The Scream of Vessels Unable to Withstand Pressure
The aorta must endure high blood pressure and the impact of blood flow throughout a lifetime.
However, when elastic fibers (Elastin) and collagen in the vessel wall are destroyed due to aging, hypertension, atherosclerosis, or genetic factors (e.g., Marfan syndrome), the vessel becomes thin and weak.
If a weakened area cannot withstand the pressure and bulges out, it becomes an Aortic Aneurysm.

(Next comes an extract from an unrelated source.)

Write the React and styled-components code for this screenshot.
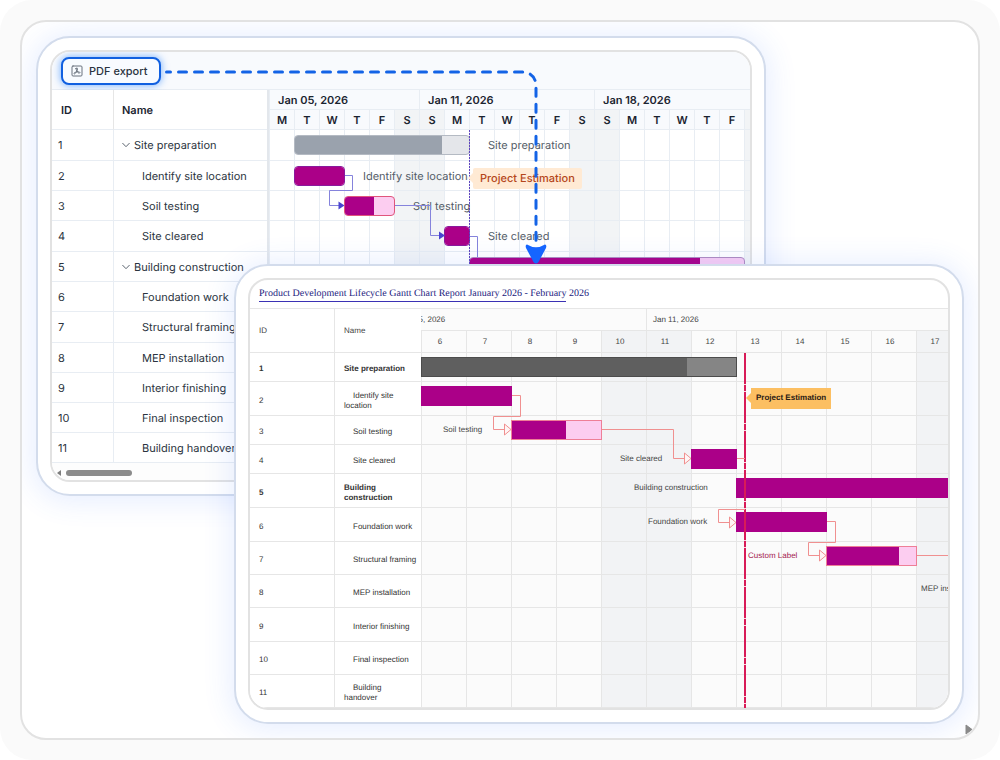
import React from 'react';
import styled, { createGlobalStyle, css, ThemeProvider } from 'styled-components';

const GlobalStyle = createGlobalStyle`
* {
    box-sizing: border-box;
}
body {
    margin: 0;
    background: #ffffff;
    text-rendering: geometricPrecision;
}
`

const boardTheme = {
    font: '"Inter", "Liberation Sans", sans-serif',
    size: '11px',
    text: '#2b3440',
    heading: '#1b2430',
    headingWeight: 600,
    line: '#e8edf3',
    cell: '#ffffff',
    head: '#f8fafd',
    weekend: '#f2f4f6',
    tier: '20px',
    day: 25,
    label: '#545d68',
    radius: '4px',
    barTop: '5px',
    barHeight: '20px',
    labelLine: '30px',
}

const reportTheme = {
    font: '"Liberation Sans", Arial, sans-serif',
    size: '8px',
    text: '#333333',
    heading: '#444444',
    headingWeight: 400,
    line: '#e6e6e6',
    cell: '#fbfbfb',
    head: '#fbfbfb',
    weekend: '#f2f3f5',
    tier: '22px',
    day: 45,
    label: '#444444',
    radius: '0px',
    barTop: '4px',
    barHeight: '20px',
    labelLine: '28px',
}

const Page = styled.main`
min-height: 760px;
padding: 20px;
display: flex;
background: #fafafa;
border-radius: 32px;
`

const Frame = styled.section`
position: relative;
flex: 1;
display: grid;
grid-template-columns: minmax(0, 1fr);
align-items: start;
border: 2px solid #e2e2e2;
border-radius: 26px;
background: #ffffff;
overflow: hidden;
`

const Card = styled.article`
grid-area: 1 / 1;
isolation: isolate;
padding: 12px;
border: 2px solid #d3dcec;
border-radius: 34px;
background: #ffffff;
box-shadow: 0 2px 28px 4px rgba(60, 115, 255, 0.12);
`

const BoardCard = styled(Card)`
margin: 14px 212px 0 14px;
`

const ReportCard = styled(Card)`
margin: 242px 14px 14px 212px;
`

const Panel = styled.div`
border: 2px solid #e2e2e2;
border-radius: 20px;
overflow: hidden;
background: #ffffff;
font-family: ${p => p.theme.font};
font-size: ${p => p.theme.size};
color: ${p => p.theme.text};
`

const Toolbar = styled.div`
height: 38px;
padding: 5px 9px;
background: #f8fafd;
border-bottom: 1px solid #e8edf3;
`

const ExportButton = styled.button`
display: flex;
align-items: center;
gap: 6px;
width: 100px;
height: 28px;
padding: 0 8px;
border: 2px solid #1160e0;
border-radius: 8px;
background: #f8fbff;
box-shadow: 0 0 7px 1px rgba(30, 125, 255, 0.5);
font-family: inherit;
font-size: 11px;
font-weight: 500;
color: #2b3440;
white-space: nowrap;
`

const Split = styled.div`
display: flex;
`

const TaskTable = styled.table`
flex: none;
table-layout: fixed;
width: ${p => p.$width}px;
border-collapse: separate;
border-spacing: 0;
background: #ffffff;
`

const HeadCell = styled.th`
width: ${p => p.$width}px;
height: ${p => p.$height}px;
padding: 0 0 0 ${p => p.$pad}px;
text-align: left;
font-weight: ${p => p.theme.headingWeight};
color: ${p => p.theme.heading};
border-bottom: 1px solid ${p => p.theme.line};
& + & {
    border-left: 1px solid ${p => p.theme.line};
}
`

const TaskRow = styled.tr`
height: ${p => p.$height}px;
font-weight: ${p => p.$strong ? 700 : 400};
`

const IdCell = styled.td`
padding: 0 0 0 6px;
border-bottom: 1px solid ${p => p.theme.line};
`

const ReportIdCell = styled(IdCell)`
padding: 3px 0 0 9px;
`

const NameCell = styled.td`
padding: 0 0 0 8px;
border-left: 1px solid ${p => p.theme.line};
border-bottom: 1px solid ${p => p.theme.line};
white-space: nowrap;
`

const ReportNameCell = styled(NameCell)`
padding: 4px 0 0 9px;
line-height: 10px;
text-indent: ${p => p.$child ? 9 : 0}px;
white-space: pre-line;
`

const Indent = styled.span`
display: inline-flex;
align-items: center;
gap: 4px;
padding-left: ${p => p.$child ? 20 : 0}px;
`

const Chart = styled.div`
flex: 1;
min-width: 0;
overflow: hidden;
border-left: ${p => p.$divider}px solid #e3e7ec;
`

const Scroller = styled.div`
margin-left: ${p => -p.$scrolled}px;
`

const Tier = styled.div`
display: flex;
height: ${p => p.theme.tier};
background: ${p => p.theme.head};
color: ${p => p.theme.heading};
font-weight: ${p => p.theme.headingWeight};
border-bottom: 1px solid ${p => p.theme.line};
`

const Week = styled.div`
flex: ${p => p.$last ? '1 0 auto' : '0 0 auto'};
display: flex;
align-items: center;
width: ${p => p.$days * p.theme.day}px;
padding-left: ${p => p.$pad}px;
border-left: 1px solid ${p => p.theme.line};
white-space: nowrap;
`

const cell = css`
flex: 0 0 ${p => p.theme.day}px;
border-left: 1px solid ${p => p.theme.line};
`

const Day = styled.div`
${cell}
display: flex;
align-items: center;
justify-content: center;
padding-right: ${p => p.$shift}px;
background: ${p => p.$off ? p.theme.weekend : 'transparent'};
`

const Body = styled.div`
position: relative;
margin-left: ${p => p.$scrolled}px;
`

const Lane = styled.div`
position: relative;
display: flex;
height: ${p => p.$height}px;
background: ${p => p.theme.cell};
border-bottom: 1px solid ${p => p.theme.line};
`

const LaneCell = styled.div`
${cell}
background: ${p => p.$off ? p.theme.weekend : 'transparent'};
`

const barTones = {
    grey: { fill: '#9aa2ad', rest: '#e4e6ea', edge: '#b4bac3' },
    slate: { fill: '#5f5f5f', rest: '#858585', edge: '#4c4c4c' },
    purple: { fill: '#ab0088', rest: '#ab0088', edge: '#8a1a9c' },
    plum: { fill: '#ab0088', rest: '#ab0088', edge: '#ab0088' },
    pink: { fill: '#ab0088', rest: '#fccdf0', edge: '#e0557c' },
    rose: { fill: '#ab0088', rest: '#fccdf0', edge: '#ee7f97' },
    blush: { fill: '#ab0088', rest: '#f8cdf3', edge: '#b08cc0' },
}

const Bar = styled.div`
position: absolute;
top: ${p => p.theme.barTop};
left: ${p => p.$x}px;
width: ${p => p.$w}px;
height: ${p => p.theme.barHeight};
border: 1px solid ${p => barTones[p.$tone].edge};
border-radius: ${p => p.theme.radius};
background: ${p => barTones[p.$tone].rest};
overflow: hidden;
&::before {
    content: "";
    display: block;
    width: ${p => p.$done}px;
    height: 100%;
    background: ${p => barTones[p.$tone].fill};
}
`

const BarLabel = styled.span`
position: absolute;
top: 0;
left: ${p => p.$x}px;
line-height: ${p => p.theme.labelLine};
white-space: nowrap;
color: ${p => p.$color || p.theme.label};
`

const Links = styled.svg`
position: absolute;
top: 0;
left: 0;
width: 100%;
height: 100%;
overflow: visible;
pointer-events: none;
`

const Marker = styled.div`
position: absolute;
top: 0;
bottom: 0;
left: ${p => p.$x}px;
width: ${p => p.$w}px;
background: repeating-linear-gradient(${p => p.$pattern});
`

const Tag = styled.span`
position: absolute;
top: ${p => p.$y}px;
left: ${p => p.$x}px;
height: 21px;
padding: 0 ${p => p.$pad}px;
border-radius: ${p => p.$round}px;
line-height: ${p => p.$lh}px;
font-weight: ${p => p.$weight};
color: ${p => p.$color};
background: ${p => p.$bg};
white-space: nowrap;
&::before {
    content: "";
    position: absolute;
    top: 5px;
    left: -5px;
    border: 5px solid transparent;
    border-left-width: 0;
    border-right-color: ${p => p.$bg};
}
`

const ScrollTrack = styled.div`
display: flex;
align-items: center;
gap: 5px;
height: 17px;
padding: 2px 5px 0;
background: #fdfdfd;
`

const ScrollThumb = styled.div`
width: 66px;
height: 6px;
border-radius: 3px;
background: #8b8b8b;
`

const ReportTitle = styled.h1`
margin: 0;
height: 29px;
padding: 7px 9px 0;
border-bottom: 1px solid #e6e6e6;
font-family: "Liberation Serif", "Times New Roman", serif;
font-size: 10px;
font-weight: 400;
line-height: 14px;
color: #1c1c80;
white-space: nowrap;
`

const Underlined = styled.span`
display: inline-block;
border-bottom: 1px solid #3b31b4;
`

const FlowArrow = styled.svg`
position: absolute;
top: 0;
left: 0;
width: 100%;
height: 260px;
pointer-events: none;
`

const CornerArrow = styled.svg`
position: absolute;
right: 5px;
bottom: 3px;
`

const PdfIcon = () => (
    <svg width="12" height="12" viewBox="0 0 12 12" fill="none" stroke="#68717c" strokeLinejoin="round" strokeLinecap="round">
        <rect x="1" y="1" width="10" height="10" rx="1" strokeWidth="1" />
        <path d="M5 3.500C5 2.600 6.600 2.600 6.500 3.700C6.400 5.500 5 8 3.800 8.800C3 9.200 2.600 8.300 3.400 7.700C4.800 6.800 7.200 6.500 8.500 7C9.300 7.500 8.700 8.500 7.800 8.100C6.600 7.500 5.100 5.200 5 3.500z" strokeWidth="1" />
    </svg>
)

const Chevron = () => (
    <svg width="8" height="8" viewBox="0 0 8 8" fill="none" stroke="#5c6570" strokeLinecap="round" strokeLinejoin="round">
        <path d="M0.700 2.300L4 5.700L7.300 2.300" />
    </svg>
)

const tasks = [
    { id: 1, name: 'Site preparation', group: true },
    { id: 2, name: 'Identify site location', wrapped: 'Identify site\nlocation' },
    { id: 3, name: 'Soil testing' },
    { id: 4, name: 'Site cleared' },
    { id: 5, name: 'Building construction', wrapped: 'Building\nconstruction', group: true },
    { id: 6, name: 'Foundation work' },
    { id: 7, name: 'Structural framing' },
    { id: 8, name: 'MEP installation' },
    { id: 9, name: 'Interior finishing' },
    { id: 10, name: 'Final inspection' },
    { id: 11, name: 'Building handover', wrapped: 'Building\nhandover' },
]

const board = {
    heights: [31, 30, 30, 31, 30, 30, 31, 30, 30, 30, 30],
    weeks: [
        { label: 'Jan 05, 2026', days: 6, pad: 8 },
        { label: 'Jan 11, 2026', days: 7, pad: 8 },
        { label: 'Jan 18, 2026', days: 7, pad: 8 },
    ],
    days: ['M', 'T', 'W', 'T', 'F', 'S', 'S', 'M', 'T', 'W', 'T', 'F', 'S', 'S', 'M', 'T', 'W', 'T', 'F', ''],
    off: [5, 6, 12, 13, 19],
    bars: {
        1: { x: 25, w: 176, done: 147, tone: 'grey', labelX: 219 },
        2: { x: 25, w: 51, done: 51, tone: 'purple', labelX: 94 },
        3: { x: 75, w: 51, done: 29, tone: 'pink', labelX: 144 },
        4: { x: 175, w: 26, done: 26, tone: 'purple', labelX: 219 },
        5: { x: 200, w: 276, done: 230, tone: 'blush' },
    },
}

// the report view is scrolled by one day, bars are measured from its first visible day
const report = {
    heights: [29, 34, 29, 29, 34, 34, 33, 33, 34, 33, 33],
    weeks: [
        { label: 'Jan 05, 2026', days: 6, pad: 22 },
        { label: 'Jan 11, 2026', days: 7, pad: 6 },
    ],
    days: ['', 6, 7, 8, 9, 10, 11, 12, 13, 14, 15, 16, 17],
    off: [5, 6, 12],
    bars: {
        1: { x: 0, w: 316, done: 265, tone: 'slate' },
        2: { x: 0, w: 91, done: 91, tone: 'plum' },
        3: { x: 90, w: 91, done: 54, tone: 'rose', labelX: 22 },
        4: { x: 270, w: 46, done: 46, tone: 'plum', labelX: 199 },
        5: { x: 315, w: 260, done: 260, tone: 'plum', labelX: 213 },
        6: { x: 315, w: 91, done: 91, tone: 'plum', labelX: 227 },
        7: { x: 405, w: 91, done: 72, tone: 'rose', labelX: 327, label: 'Custom Label', color: '#a3204f' },
        8: { x: 585, w: 91, done: 91, tone: 'plum', labelX: 500 },
    },
}

function Timeline({ plan, divider, hidden, shift, children }) {
    return (
        <Chart $divider={divider}>
            <Scroller $scrolled={hidden * 45}>
                <Tier>
                    {plan.weeks.map((week, i) => (
                        <Week key={week.label} $days={week.days} $pad={week.pad} $last={i === plan.weeks.length - 1}>
                            {week.label}
                        </Week>
                    ))}
                </Tier>
                <Tier>
                    {plan.days.map((day, i) => (
                        <Day key={i} $off={plan.off.includes(i)} $shift={shift}>{day}</Day>
                    ))}
                </Tier>
                <Body $scrolled={hidden * 45}>
                    {tasks.map((task, row) => {
                        const bar = plan.bars[task.id]
                        return (
                            <Lane key={task.id} $height={plan.heights[row]}>
                                {plan.days.map((day, i) => i >= hidden && (
                                    <LaneCell key={i} $off={plan.off.includes(i)} />
                                ))}
                                {bar && <Bar $x={bar.x} $w={bar.w} $done={bar.done} $tone={bar.tone} />}
                                {bar && bar.labelX && (
                                    <BarLabel $x={bar.labelX} $color={bar.color}>
                                        {bar.label || task.name}
                                    </BarLabel>
                                )}
                            </Lane>
                        )
                    })}
                    {children}
                </Body>
            </Scroller>
        </Chart>
    )
}

function BoardView() {
    return (
        <ThemeProvider theme={boardTheme}>
            <BoardCard>
                <Panel>
                    <Toolbar>
                        <ExportButton type="button"><PdfIcon />PDF export</ExportButton>
                    </Toolbar>
                    <Split>
                        <TaskTable $width={215}>
                            <thead>
                                <tr>
                                    <HeadCell $width={61} $height={40} $pad={9}>ID</HeadCell>
                                    <HeadCell $height={40} $pad={8}>Name</HeadCell>
                                </tr>
                            </thead>
                            <tbody>
                                {tasks.map((task, row) => (
                                    <TaskRow key={task.id} $height={board.heights[row]}>
                                        <IdCell>{task.id}</IdCell>
                                        <NameCell>
                                            <Indent $child={!task.group}>
                                                {task.group && <Chevron />}
                                                {task.name}
                                            </Indent>
                                        </NameCell>
                                    </TaskRow>
                                ))}
                            </tbody>
                        </TaskTable>
                        <Timeline plan={board} divider={2} hidden={0} shift={0}>
                            <Links fill="none" stroke="#8583dc">
                                <path d="M76 45.500H83.500V60.500H60.500V75.500H70" />
                                <path d="M126 75.500H161.500V105.500H171" />
                                <path d="M201 106.500H208.500V127" />
                                <path d="M69.500 71.500L75.500 75.500L69.500 79.500z" fill="#4a44d0" stroke="none" />
                                <path d="M170 101.500L176 105.500L170 109.500z" fill="#4a44d0" stroke="none" />
                            </Links>
                            <Marker $x={200} $w={1} $pattern="#5f45c0 0 2px, transparent 2px 3px" />
                            <Tag $x={204} $y={38} $pad={7} $round={2} $lh={21} $weight={500} $color="#b5461a" $bg="#ffead4">
                                Project Estimation
                            </Tag>
                        </Timeline>
                    </Split>
                    <ScrollTrack>
                        <svg width="4" height="6" viewBox="0 0 4 6"><path d="M4 0L0 3L4 6z" fill="#7d7d7d" /></svg>
                        <ScrollThumb />
                    </ScrollTrack>
                </Panel>
            </BoardCard>
        </ThemeProvider>
    )
}

function ReportView() {
    return (
        <ThemeProvider theme={reportTheme}>
            <ReportCard>
                <Panel>
                    <ReportTitle>
                        <Underlined>Product Development Lifecycle Gantt Chart Report January 2026 - February</Underlined> 2026
                    </ReportTitle>
                    <Split>
                        <TaskTable $width={171}>
                            <thead>
                                <tr>
                                    <HeadCell $width={84} $height={44} $pad={9}>ID</HeadCell>
                                    <HeadCell $height={44} $pad={9}>Name</HeadCell>
                                </tr>
                            </thead>
                            <tbody>
                                {tasks.map((task, row) => (
                                    <TaskRow key={task.id} $height={report.heights[row]} $strong={task.group}>
                                        <ReportIdCell>{task.id}</ReportIdCell>
                                        <ReportNameCell $child={!task.group}>{task.wrapped || task.name}</ReportNameCell>
                                    </TaskRow>
                                ))}
                            </tbody>
                        </TaskTable>
                        <Timeline plan={report} divider={0} hidden={1} shift={8}>
                            <Marker
                                $x={323}
                                $w={2}
                                $pattern="#d81b58 0 31px, #ffd5e0 31px 32px, #d81b58 32px 38px, #ffd5e0 38px 39px"
                            />
                            <Links fill="none" stroke="#f09090">
                                <path d="M91 42.500H99.500V63.500H72.500V76.500H83" />
                                <path d="M181 76.500H252.500V105.500H263" />
                                <path d="M316 105.500H324" />
                                <path d="M324 156.500H297.500V169.500H308" />
                                <path d="M406 168.500H414.500V189.500H387.500V202.500H398" />
                                <path d="M496 202.500H555" />
                                <path d="M83.500 71L90 76.500L83.500 82z" fill="#fff4f4" />
                                <path d="M263.500 100L270 105.500L263.500 111z" fill="#fff4f4" />
                                <path d="M308.500 164L315 169.500L308.500 175z" fill="#fff4f4" />
                                <path d="M398.500 197L405 202.500L398.500 208z" fill="#fff4f4" />
                            </Links>
                            <Tag $x={330} $y={35} $pad={5} $round={0} $lh={19} $weight={700} $color="#2a2015" $bg="#fcbf62">
                                Project Estimation
                            </Tag>
                        </Timeline>
                    </Split>
                </Panel>
            </ReportCard>
        </ThemeProvider>
    )
}

export default function App() {
    return (
        <>
            <GlobalStyle />
            <Page>
                <Frame>
                    <BoardView />
                    <ReportView />
                    <FlowArrow fill="none">
                        <path
                            d="M144.500 50H499Q514 50 514 65V226"
                            stroke="#1363e6"
                            strokeWidth="3"
                            strokeLinecap="round"
                            strokeDasharray="8 8"
                            strokeDashoffset="4"
                        />
                        <path
                            d="M505 222.500Q514 228 523 222.500Q525 223 524 226L516.500 240Q514 243 511.500 240L504 226Q503 223 505 222.500z"
                            fill="#1565ff"
                        />
                    </FlowArrow>
                    <CornerArrow width="8" height="11" viewBox="0 0 8 11">
                        <path d="M1 1L7 5.500L1 10z" fill="#8a8a8a" stroke="#8a8a8a" strokeLinejoin="round" />
                    </CornerArrow>
                </Frame>
            </Page>
        </>
    )
}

If the inner lining tears and blood forces its way between the layers of the wall, Aortic Dissection occurs.
Rupture of a thoracic or abdominal aneurysm leads to massive bleeding, resulting in a very high pre-hospital mortality rate.
Absence of symptoms does not mean safety.
BM's Perspective: Why Did the Vessel Wall Weaken?
BM Korean Internal Medicine Clinic asks, "Why couldn't the aorta withstand the pressure?"
It is not simply because blood pressure is high. It is because the substances constituting the vessel wall have been lost and inflammation has occurred.
From the perspective of Korean Medicine, aortic disease is a complex state of Blockage of Vessels by Stasis (Maengnak-eojo / 脈絡瘀阻) and Deficiency of Qi and Yin (Gieum-yangheo / 氣陰兩虛).
- Blockage by Stasis (Maengnak-eojo, 脈絡瘀阻): A state where blood stasis and phlegm-turbidity accumulate on the vessel wall, causing inflammation and eroding the tissue.
- Deficiency of Qi and Yin (Gieum-yangheo, 氣陰兩虛): A state where the fundamental energy (Qi) and fluids (Yin) supporting the vessels are depleted, leaving the walls brittle and inelastic.
We look beyond the enlarged vessel diameter seen in imaging to see the chronic inflammation and nutritional deficiency that sickened the vessel wall.
This is the essence of aortic disease as viewed by Internal Medicine by Korean Medicine Physicians.